Unfortunately, the line of scrimmage was the UT 1.

It didn’t get any better even after UT recovered the ensuing free kick. Ainge promptly threw an interception which sparked a South Carolina drive that ended with a field goal. At the end of the first quarter, the Vol Nation was contemplating a scoreboard that read USC 5 - UT 0. As if that were not frightening enough, the first quarter stats showed the “mighty” Vols with exactly ONE, O-N-E, 1 yard of total offense.

Forget Jack Nicholson and his axe. Tennessee’s offense for the opening 27 minutes of the game was the stuff of Vol fans’ nightmares.

At the ten-minute mark of the second quarter, some “genius” on Tennessee’s offensive brain trust recalled that the Vols had another quarterback picking splinters out of his butt on the sidelines who could play Division 1 football. Brent Schaffer strolled out onto the turf at Williams-Bryce Stadium. Like a re-animated corpse, Tennessee’s offense twitched and started to rise off its bier. Then, on third-and-long, Schaffer was replaced by the heretofore ineffective Erik Ainge prompting Vol fans from Memphis to Mountain City to emit a collective “What are they thinking?” Then they hid their faces as Ainge threw an incompletion snuffing the drive.

Were the Vols doomed? Was the game replay going to be released as “Day of the Domineckers?” Was the bright light of the Vols 2004 season going to be an empty pumpkin shell with a guttering candle inside? Would the ghost of John Majors’ ignominious defeat in Columbia in 1992 (fittingly, also on a Halloween weekend) scare off what was left of UT’s stock of good mojo? Would the Great Pumpkin be seen wearing a Power T in 2004?

Nope, not this time!

After doing exactly nothing for twenty-seven minutes in the first half and trailing 8-0, the Orange clad corpse finally arose and the Vols roared down the field to tie the game just before halftime. Schaffer directed an aggressive, VERTICLE attack down the field, then Ainge came in to launch a scoring toss. Schaffer then converted with a run for two and tied the score.

Tennessee’s offense exploded in the second half and hit Williams-Bryce Stadium with the force of 380 tons of munitions. Tennessee ran, Tennessee threw, and Tennessee scored. The Volunteer defense surrendered more points but none were decisive or even really threatening.

The ghoulies and ghosties fled Columbia, South Carolina, and instead performed their nefarious deeds in places like College Park and Chapel Hill.

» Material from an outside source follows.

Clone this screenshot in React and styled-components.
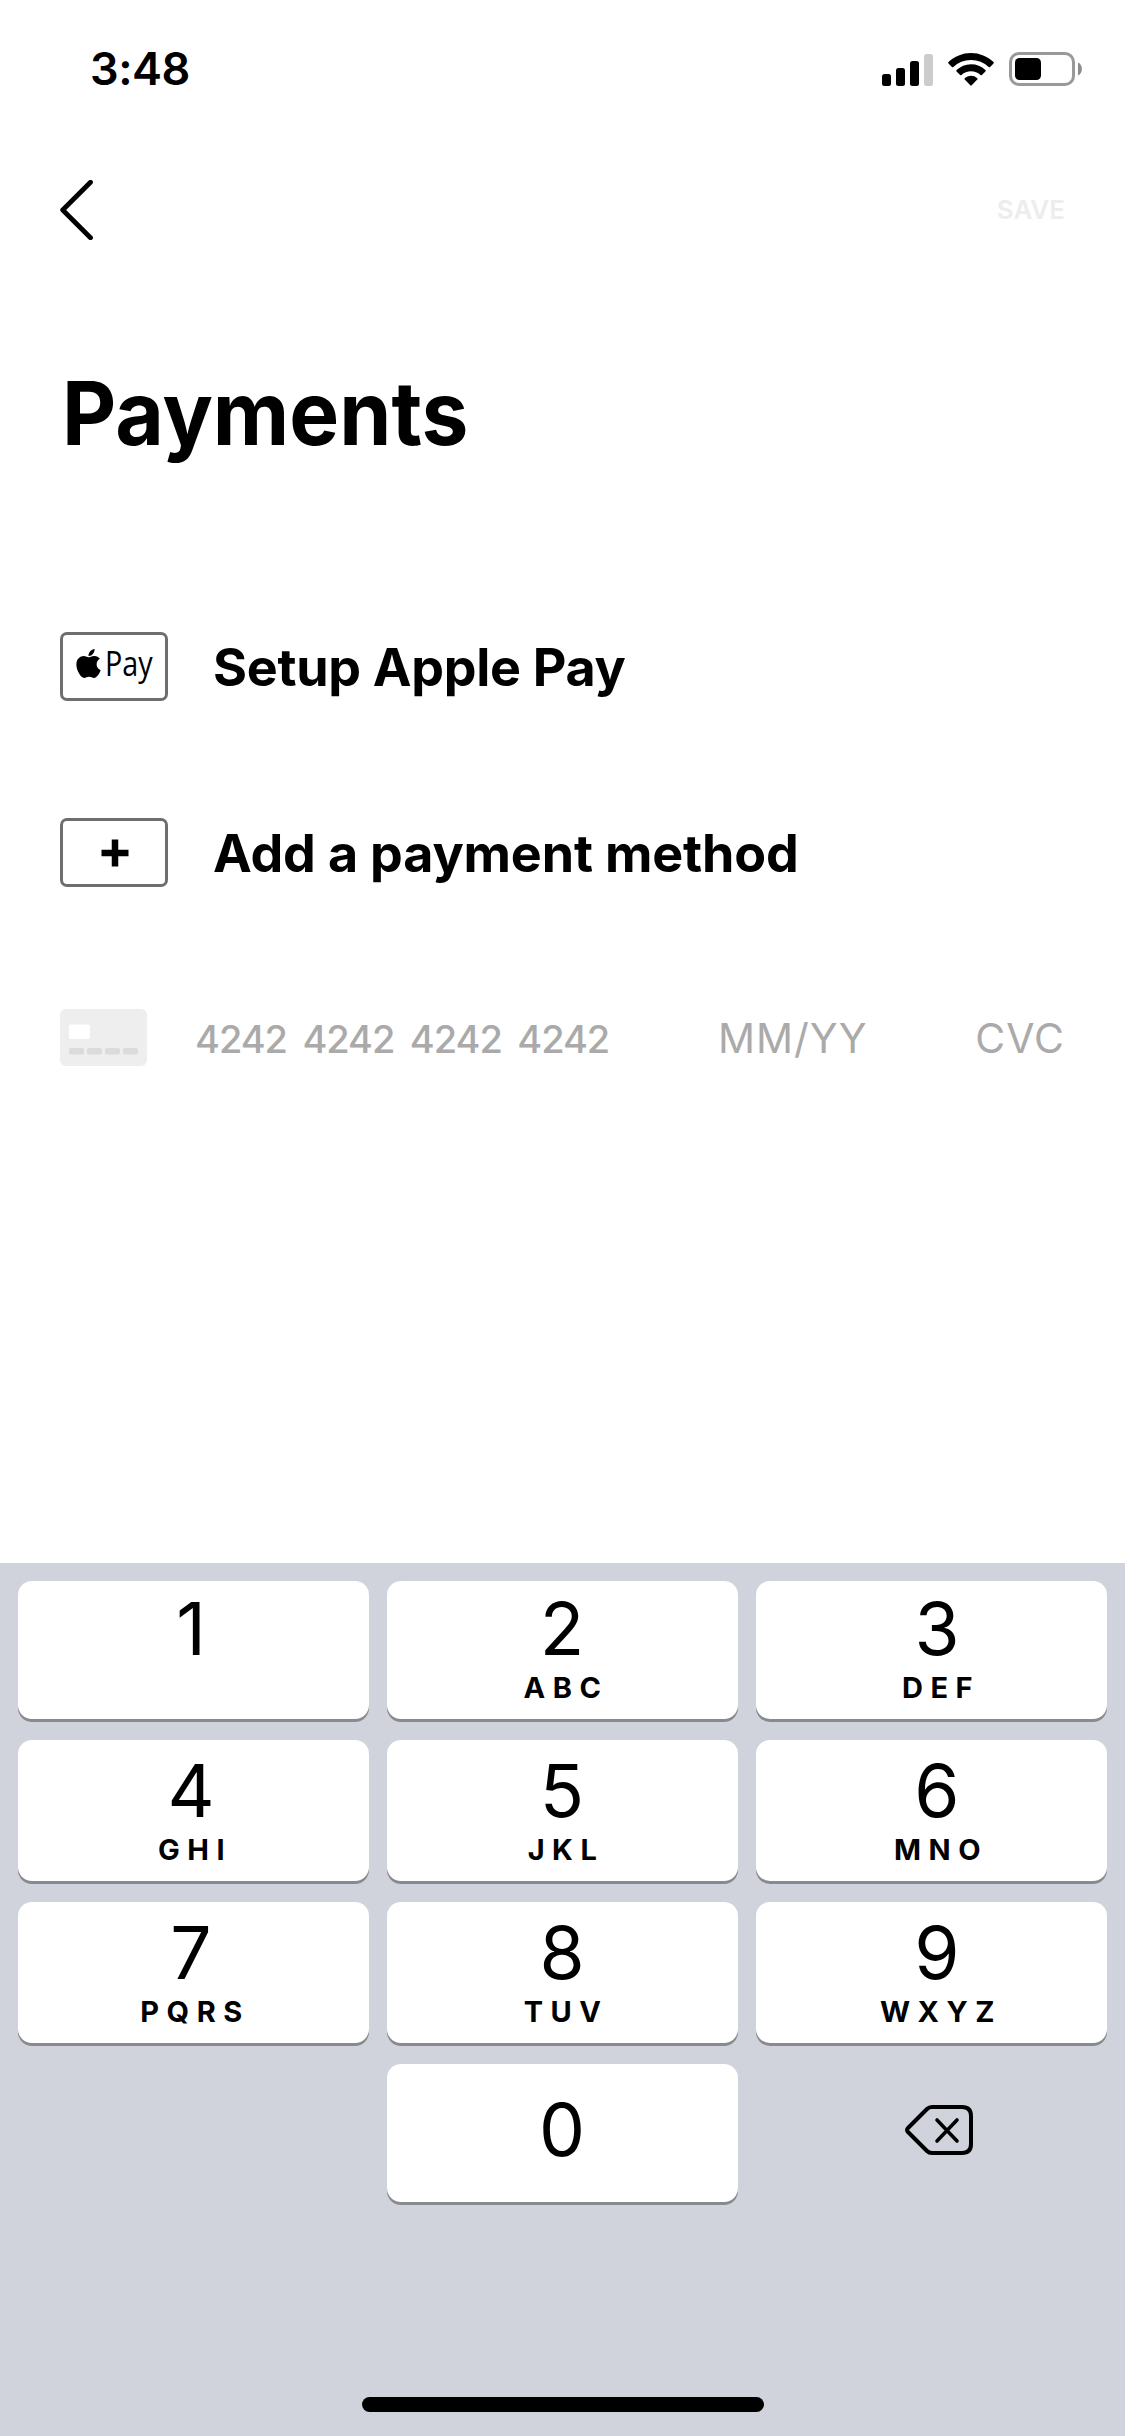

So how did the team do compared to the Maxims?

1. The team that makes the fewest mistakes will win.
Despite its offensive struggles, Tennessee did not lose a fumble during the game. South Carolina was held to field goals in the first half despite running up big total offense numbers. This was compounded by a missed field goal that set up Tennessee’s first scoring drive.

2. Play for and make the breaks. When one comes your way … SCORE!
Tennessee kept plugging and hanging around in hopes good things would eventually start to happen. They did.

3. If at first the game – or the breaks – go against you, don’t let up … PUT ON MORE STEAM!
This is the Key Maxim for Saturday’s game. Tennessee refused to go into a funk, kept clawing and eventually good things DID happen.

4. Protect our kickers, our quarterback, our lead and our ballgame.
Unlike last week, the Vols did not sit on their lead, but kept building it and after taking a firm lead answered the Chickens score for score.

5. Ball! Oskie! Cover, block, cut and slice, pursue and gang tackle … THIS IS THE WINNING EDGE.
Tackling is STILL subpar, and I doubt it will be fixed this year.

6. Press the kicking game. Here is where the breaks are made.
After closing the gap to fourteen points, the Chickens tried an onside kick. Most times the receiving team simply waits to see if the ball will go ten yards then try to fall on it. Tennessee’s Bret Smith jumped up, caught the ball in mid-bounce, and sailed 44 yards to the end zone. Game. Set. Match.

7. Carry the fight to South Carolina and keep it there for sixty minutes.
Really more like fifteen or twenty on offense, but it was enough.

In the end, it was the Spirit of General Neyland’s Maxims that banished the phantasms and vapors and kept the Vols from becoming The Great Pumpkin.